KAREN: You’ve created such a tight community of people. Any chance readers will be revisiting this community in future stories?

ANN: The second novel in the Ghost Mountain series sits with my editor as I write. This book tells the story of Shelly Parker. And that’s all I can tell you.

KAREN: Tell us about a typical writing day for you.

ANN: There is nothing typical about my writing days. When all my kids were home and I had a day job, I would fantasize about an office with a door that I could close and write away. Finally everyone left home except for my youngest daughter. I turned one of the empty bedrooms into the office of my dreams. I went down to work that morning and thought I would just die. I took my laptop and went back to the desk in my bedroom. I’ve been writing there ever since. Each morning I get up with the idea of sitting straight down to write, but it never works out like this. I answer emails, phone calls, and get up fifty times for one reason or another. This goes on for an hour until I finally put a stop to the whole mess and get to work. I am so used to having time restraints because of family or day job I can’t seem to write now when the hours are free. I write my best when everyone is home talking and laughing. I know. It’s what I’ve grown used to. I always write every day. If I don’t, I am miserable.

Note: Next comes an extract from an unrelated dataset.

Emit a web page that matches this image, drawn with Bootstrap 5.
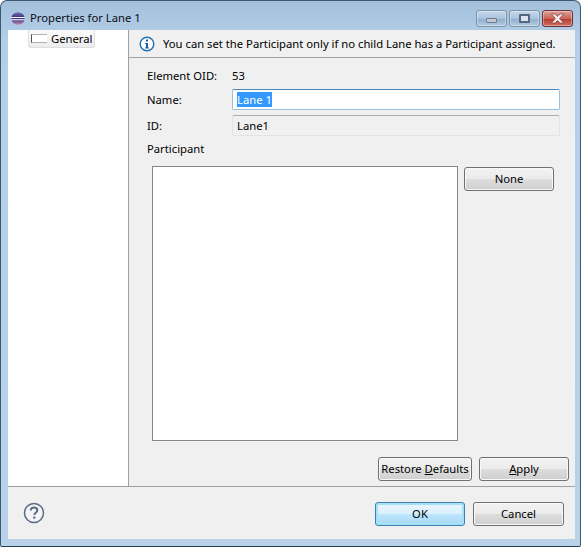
<!DOCTYPE html>
<html lang="en">
<head>
  <meta charset="UTF-8">
  <title>Properties for Lane 1</title>
  <link href="https://cdn.jsdelivr.net/npm/bootstrap@5.3.3/dist/css/bootstrap.min.css" rel="stylesheet">
  <style>
    html, body { width: 583px; height: 547px; overflow: hidden; background: #fff; }
    body { font-family: "Noto Sans", "Open Sans", sans-serif; font-size: 11.25px; line-height: 16px; color: #000; }
    .win-frame { width: 581px; height: 547px; border: 1px solid #3b5a70; border-bottom-color: #1f3f4f; border-radius: 7px 7px 2px 2px;
      background: linear-gradient(180deg, #a3c0dc 0, #b4cfe8 40px, #b9d2ea 100%); padding: 0 5px 6px 7px; }
    .win-title { height: 29px; flex: 0 0 29px; }
    .win-title-text { margin-left: 5px; margin-top: 9px; color: #0c0c14; }
    .app-logo { margin-left: 3px; margin-top: 11px; }
    .win-ctl { width: 31px; height: 17px; margin-top: 9px; border: 1px solid #7d93aa; border-radius: 3px;
      background: linear-gradient(180deg, #c5d7ea 0, #a9c3de 50%, #8fadcd 51%, #b3cbe3 100%);
      box-shadow: inset 0 0 0 1px rgba(255,255,255,.35); }
    .win-ctl + .win-ctl { margin-left: 2px; }
    .win-ctl-close { border-color: #6e3030; background: linear-gradient(180deg, #dfa398 0, #c9645a 50%, #b5372c 51%, #cf7264 100%); margin-right: 2px; }
    .glyph-min { width: 11px; height: 5px; margin-top: 7px; background: #c3cad2; border: 1px solid #6e7c8c; border-radius: 1px; }
    .glyph-max { width: 11px; height: 9px; margin-top: 3px; background: #dbe5f0; border: 2px solid #55677d; border-radius: 1px; }
    .client-area { height: 509px; flex: 0 0 509px; background: #f0f0f0; }
    .main-split { height: 457px; flex: 0 0 457px; border-bottom: 1px solid #a0a0a0; }
    .tree-pane { background: #fff; border-right: 1px solid #a0a0a0; flex: 0 0 121px; }
    .tree-item { margin: 0 0 0 20px; height: 18px; width: 67px; border: 1px solid #dedede; border-top: 0; border-radius: 0 0 3px 3px; background: linear-gradient(180deg, #fafafa, #ececec); padding-left: 2px; }
    .lane-icon { width: 16px; height: 9px; border: 1px solid #b0b0b0; border-left: 1px solid #555; border-right: 0; margin-right: 4px; background: #fff; }
    .msg-bar { height: 28px; flex: 0 0 28px; border-bottom: 1px solid #a0a0a0; padding: 0 0 0 10px; }
    .msg-text { margin-left: 8px; white-space: nowrap; }
    .prop-body { padding: 10px 6px 0 18px; }
    .oid-row { height: 16px; margin-bottom: 5px; }
    .prop-row { height: 21px; margin-bottom: 5px; }
    .prop-label { width: 85px; }
    .fake-input { width: 328px; height: 21px; padding: 2px 4px 0; }
    .input-edit { background: #fff; border: 1px solid #9cc0dc; border-top-color: #4a86b8; border-radius: 2px; }
    .input-read { background: #f0f0f0; border: 1px solid #e2e3e4; border-top-color: #abadb3; border-radius: 2px; }
    .selected-text { background: #3399ff; color: #fff; }
    .part-label { margin-bottom: 9px; height: 16px; }
    .list-box { width: 306px; height: 275px; background: #fff; border: 1px solid #828790; margin-left: 5px; }
    .win-btn { width: 90px; height: 24px; padding: 0; font-size: 11.25px; line-height: 20px; color: #000; white-space: nowrap; border: 1px solid #707070; border-radius: 3px;
      background: linear-gradient(180deg, #f2f2f2 0, #ebebeb 50%, #dddddd 51%, #cfcfcf 100%); box-shadow: inset 0 0 0 1px #f8f8f8; }
    .win-btn:hover { color: #000; border-color: #707070; }
    .win-btn-default { border-color: #3c7fb1; background: linear-gradient(180deg, #eaf6fd 0, #d9f0fc 50%, #bee6fd 51%, #a7d9f5 100%); box-shadow: inset 0 0 0 2px #a6e0f5; }
    .btn-none { margin-left: 6px; margin-top: 1px; }
    .btn-restore { width: 94px; }
    .btn-cancel { width: 91px; }
    .page-actions { padding-top: 16px; gap: 7px; }
    .dlg-footer { height: 52px; padding: 15px 11px 0 15px; }
  </style>
</head>
<body>
  <div class="win-frame d-flex flex-column">
    <div class="win-title d-flex">
      <svg class="app-logo" width="14" height="13" viewBox="0 0 14 13">
        <defs><linearGradient id="eclipseFill" x1="0" y1="0" x2="0" y2="1"><stop offset="0" stop-color="#7a6fb0"/><stop offset=".5" stop-color="#2b2a78"/><stop offset="1" stop-color="#c58fb8"/></linearGradient></defs>
        <ellipse cx="7" cy="6.500" rx="6.800" ry="6.300" fill="url(#eclipseFill)"/>
        <rect x="0" y="5" width="14" height="1.100" fill="#f2eefa"/>
        <rect x="0" y="7.200" width="14" height="1.100" fill="#f2eefa"/>
      </svg>
      <div class="win-title-text flex-grow-1">Properties for Lane 1</div>
      <div class="d-flex">
        <div class="win-ctl d-flex justify-content-center"><div class="glyph-min"></div></div>
        <div class="win-ctl d-flex justify-content-center"><div class="glyph-max"></div></div>
        <div class="win-ctl win-ctl-close d-flex justify-content-center align-items-center">
          <svg width="15" height="11" viewBox="0 0 15 11"><path d="M1.500 1h3.500l2.500 2.500L10 1h3.500l-4 4.500 4 4.500H10L7.500 7.500 5 10H1.500l4-4.500z" fill="#f4eeee" stroke="#6e3030" stroke-width=".6"/></svg>
        </div>
      </div>
    </div>
    <div class="client-area d-flex flex-column">
      <div class="main-split d-flex">
        <div class="tree-pane">
          <div class="tree-item d-flex align-items-center">
            <span class="lane-icon"></span><span>General</span>
          </div>
        </div>
        <div class="flex-grow-1">
          <div class="msg-bar d-flex align-items-center">
            <svg width="16" height="16" viewBox="0 0 16 16"><circle cx="8" cy="8" r="6.800" fill="#fff" stroke="#1f6fb5" stroke-width="1.400"/><rect x="7" y="3.500" width="2" height="2" fill="#1f5f9f"/><path d="M6 7h3v4.500h1v1H6v-1h1V8H6z" fill="#1f5f9f"/></svg>
            <span class="msg-text">You can set the Participant only if no child Lane has a Participant assigned.</span>
          </div>
          <div class="prop-body d-flex flex-column">
            <div class="d-flex align-items-center oid-row"><span class="prop-label">Element OID:</span><span>53</span></div>
            <div class="d-flex align-items-center prop-row"><span class="prop-label">Name:</span><div class="fake-input input-edit"><span class="selected-text">Lane 1</span></div></div>
            <div class="d-flex align-items-center prop-row"><span class="prop-label">ID:</span><div class="fake-input input-read">Lane1</div></div>
            <div class="part-label">Participant</div>
            <div class="d-flex align-items-start">
              <div class="list-box"></div>
              <button type="button" class="btn win-btn btn-none">None</button>
            </div>
            <div class="page-actions d-flex justify-content-end">
              <button type="button" class="btn win-btn btn-restore">Restore <u>D</u>efaults</button>
              <button type="button" class="btn win-btn"><u>A</u>pply</button>
            </div>
          </div>
        </div>
      </div>
      <div class="dlg-footer d-flex align-items-start">
        <svg width="22" height="22" viewBox="0 0 22 22"><circle cx="11" cy="11" r="9.500" fill="#f4f4f6" stroke="#5c6c88" stroke-width="1.500"/><path d="M7.800 8.500c0-2 1.500-3 3.300-3s3.200 1 3.200 2.800c0 2.400-3 2.500-3 4.700" fill="none" stroke="#5c6c88" stroke-width="2"/><rect x="10.200" y="14.500" width="2.200" height="2.200" fill="#5c6c88"/></svg>
        <div class="ms-auto d-flex gap-2">
          <button type="button" class="btn win-btn win-btn-default">OK</button>
          <button type="button" class="btn win-btn btn-cancel">Cancel</button>
        </div>
      </div>
    </div>
  </div>
</body>
</html>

KAREN: Who is the first person you told when you signed your first publishing contract?

ANN: I called my husband at work and then had to wait for him to return my call. Luckily he called back within five minutes. If he hadn’t I would have popped wide open. He has always been my biggest fan. He has believed in me when only one other person believed. This other person—a dear friend—was the second person I called.

KAREN: Any advice to would-be novelists?

ANN: There are plenty of how-to books on craft. My advice is to use your God-given talent in a way that gives Him glory. Nothing, nothing will ever stop you if you do.